We must not be gullible.
We are commanded in the scriptures to try the spirits to see whether they be of God.
And we as believers must consider these situations from a biblical perspective intelligently
in the application of truth.
And I think you will discover that oftentimes what we accept as being from God has come
merely from the feelings of a natural man or natural man and woman.
We need to descend the source of such fervent emotions.
Let me say, and I want to emphasize this and Pastor Bull has emphasized it as well,
scripture endorses fervency.
Scripture endorses fervency.
We are not preaching against that.
You will see in the last session that I am encouraging this kind of fervency and affection
for Jesus Christ.
But let me pause for a moment and just say that scripture endorses fervency.
Look at Romans 12 and verse 11.
The apostle exhorts the Romans not to be slothful in business, fervent in spirit, serving the
Lord.
And he calls for a fervency in serving the Lord.
But scripture also determines the source of that enthusiasm and that fervent, and that
is important.
It is not enough to be fervent.
We must determine the source from which our fervency comes.
I want you to turn to Deuteronomy chapter 30 and to verse 6.
Pastor Bull referred to passages this morning here and in the New Testament.
He had me extremely nervous because the two of the passages that I intended to bring to
you this morning, and I am grateful for him laying some foundations.
Chapter 30 of Deuteronomy and verse 6.
It says, and the Lord thy God will circumcise thine heart and the heart of thy seed to love
the Lord thy God with all thine heart, with all thy soul, that thou mayest live.
Now notice what the scriptures are saying.
Our affections must spring from a heart that has been circumcised by grace.
Our affections and our service must spring from a heart that has been circumcised by
grace.
It is not just enough to be fervent, you see.
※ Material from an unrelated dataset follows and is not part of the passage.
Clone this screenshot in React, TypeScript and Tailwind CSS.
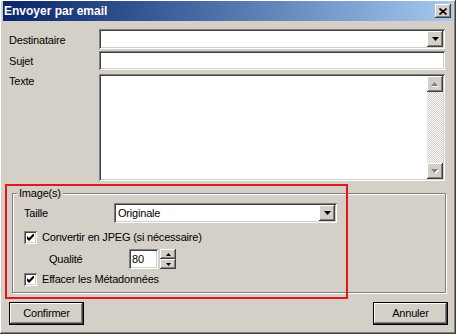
import React from "react";

const font = { fontFamily: '"Liberation Sans", Arial, sans-serif' };

const raised =
  "bg-[#d4d0c8] shadow-[inset_-1px_-1px_#404040,inset_1px_1px_#fff,inset_-2px_-2px_#808080,inset_2px_2px_#d4d0c8]";
const sunken =
  "bg-white shadow-[inset_1px_1px_#808080,inset_-1px_-1px_#fff,inset_2px_2px_#404040,inset_-2px_-2px_#d4d0c8]";

function Arrow({ dir = "down", color = "#000" }: { dir?: "up" | "down"; color?: string }) {
  return (
    <svg width="7" height="4" viewBox="0 0 7 4">
      {dir === "down" ? (
        <path d="M0 0h7L3.5 4z" fill={color} />
      ) : (
        <path d="M0 4h7L3.5 0z" fill={color} />
      )}
    </svg>
  );
}

function ScrollBtn({ dir }: { dir: "up" | "down" }) {
  return (
    <div className={`w-[16px] h-[16px] flex items-center justify-center ${raised}`}>
      <svg width="8" height="5" viewBox="0 0 8 5">
        {dir === "up" ? (
          <>
            <path d="M1 5h7L4.5 1z" fill="#fff" />
            <path d="M0 4h7L3.5 0z" fill="#808080" />
          </>
        ) : (
          <>
            <path d="M1 1h7L4.5 5z" fill="#fff" />
            <path d="M0 0h7L3.5 4z" fill="#808080" />
          </>
        )}
      </svg>
    </div>
  );
}

function DropBtn() {
  return (
    <div className={`w-[16px] h-[16px] flex items-center justify-center ${raised}`}>
      <Arrow />
    </div>
  );
}

function Check() {
  return (
    <div className={`w-[13px] h-[13px] flex items-center justify-center ${sunken}`}>
      <svg width="7" height="7" viewBox="0 0 7 7">
        <path d="M0 2v3l2 2 5-5V-1L2 4z" fill="#000" />
      </svg>
    </div>
  );
}

function Button({ label }: { label: string }) {
  return (
    <div className="w-[75px] h-[23px] border border-black">
      <div className={`w-full h-full flex items-center justify-center text-[11px] ${raised}`}>
        {label}
      </div>
    </div>
  );
}

export default function App() {
  return (
    <div
      style={font}
      className="w-[456px] h-[334px] bg-[#d4d0c8] relative text-black text-[11px] tracking-[-0.2px] shadow-[inset_-1px_-1px_#404040,inset_1px_1px_#fff,inset_-2px_-2px_#808080,inset_2px_2px_#d4d0c8] overflow-hidden"
    >
      {/* title bar */}
      <div className="mx-[3px] mt-[1px] h-[20px] flex items-center justify-between bg-gradient-to-r from-[#0a246a] to-[#a6caf0] pl-[1px] pr-[2px]">
        <span className="text-white font-bold text-[12px] tracking-normal leading-none">Envoyer par email</span>
        <div className={`w-[16px] h-[14px] flex items-center justify-center ${raised}`}>
          <svg width="8" height="7" viewBox="0 0 8 7">
            <path d="M0.5 0.5l7 6M7.5 0.5l-7 6" stroke="#000" strokeWidth="1.6" />
          </svg>
        </div>
      </div>

      {/* fields */}
      <div className="pl-[9px] mt-[8px] flex flex-col">
        <div className="flex items-center h-[20px]">
          <span className="w-[90px] pt-[2px]">Destinataire</span>
          <div className={`w-[346px] h-[20px] flex items-center justify-end pr-[2px] ${sunken}`}>
            <DropBtn />
          </div>
        </div>
        <div className="flex items-center h-[19px] mt-[2px]">
          <span className="w-[90px] pt-[2px]">Sujet</span>
          <div className={`w-[346px] h-[19px] ${sunken}`} />
        </div>
        <div className="flex items-start h-[107px] mt-[4px]">
          <span className="w-[90px] leading-[13px] pt-[1px]">Texte</span>
          <div className={`w-[346px] h-[107px] flex justify-end p-[2px] ${sunken}`}>
            <div className="w-[16px] h-full flex flex-col bg-[repeating-conic-gradient(#fff_0%_25%,#d4d0c8_0%_50%)] bg-[length:2px_2px]">
              <ScrollBtn dir="up" />
              <div className="flex-1" />
              <ScrollBtn dir="down" />
            </div>
          </div>
        </div>
      </div>

      {/* group box */}
      <div className="ml-[12px] mt-[12px] w-[434px] h-[100px] border border-[#808080] shadow-[inset_1px_1px_#fff,1px_1px_#fff] flex flex-col">
        <span className="self-start ml-[4px] px-[2px] -mt-[7px] h-[13px] leading-[13px] bg-[#d4d0c8]">
          Image(s)
        </span>
        <div className="flex items-center h-[20px] mt-[3px] pl-[11px]">
          <span className="w-[90px]">Taille</span>
          <div className={`w-[223px] h-[20px] flex items-center justify-between pl-[4px] pr-[2px] ${sunken}`}>
            <span>Originale</span>
            <DropBtn />
          </div>
        </div>
        <div className="flex items-center h-[13px] mt-[8px] pl-[11px]">
          <Check />
          <span className="ml-[5px]">Convertir en JPEG (si nécessaire)</span>
        </div>
        <div className="flex items-center h-[20px] mt-[5px] pl-[36px]">
          <span className="w-[80px]">Qualité</span>
          <div className={`w-[29px] h-[20px] flex items-center pl-[3px] ${sunken}`}>80</div>
          <div className="ml-[2px] w-[16px] h-[20px] flex flex-col">
            <div className={`h-[10px] flex items-center justify-center ${raised}`}>
              <svg width="5" height="3" viewBox="0 0 5 3">
                <path d="M0 3h5L2.5 0z" fill="#000" />
              </svg>
            </div>
            <div className={`h-[10px] flex items-center justify-center ${raised}`}>
              <svg width="5" height="3" viewBox="0 0 5 3">
                <path d="M0 0h5L2.5 3z" fill="#000" />
              </svg>
            </div>
          </div>
        </div>
        <div className="flex items-center h-[13px] mt-[4px] pl-[11px]">
          <Check />
          <span className="ml-[5px]">Effacer les Métadonnées</span>
        </div>
      </div>

      {/* buttons */}
      <div className="flex justify-between pl-[9px] pr-[8px] mt-[9px]">
        <Button label="Confirmer" />
        <Button label="Annuler" />
      </div>

      {/* red highlight annotation */}
      <div className="absolute left-[5px] top-[184px] w-[343px] h-[115px] border-2 border-[#e3161e] pointer-events-none" />
    </div>
  );
}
The scriptures say, here is the source of this fervency.
The Lord thy God will circumcise thine heart and the heart of thy seed to love the Lord
thy God with all thy heart, with all thy soul, and with all thy mind.
Look at Deuteronomy chapter 10 as well and verse 12.
Deuteronomy 10 and 12, and now Israel, what doth the Lord thy God require of thee but
to fear the Lord thy God, to walk in all his ways, to love him and to serve the Lord thy
God with all thy heart and with all thy soul?
Paul says we have to serve fervently, but then Deuteronomy 12 tells us our affections
must spring from a reverential fear of God.
What doth the Lord require of thee but to fear the Lord thy God, to walk in all his
ways?
And so we see that this fervency is related to a walk in the fear, the reverential fear
of God, a fear which causes us to walk in his ways, a fear which causes us to put away
sin and live God's lives.
And you see without this all emotions be the ever so convincing to the senses the experience.
Unless God circumcises the heart, unless God changes a man from within, there is no ground
for fervency, there is no ground for affection.
And I think it's Dabney in volume one of his works, speaks about a man who is dying.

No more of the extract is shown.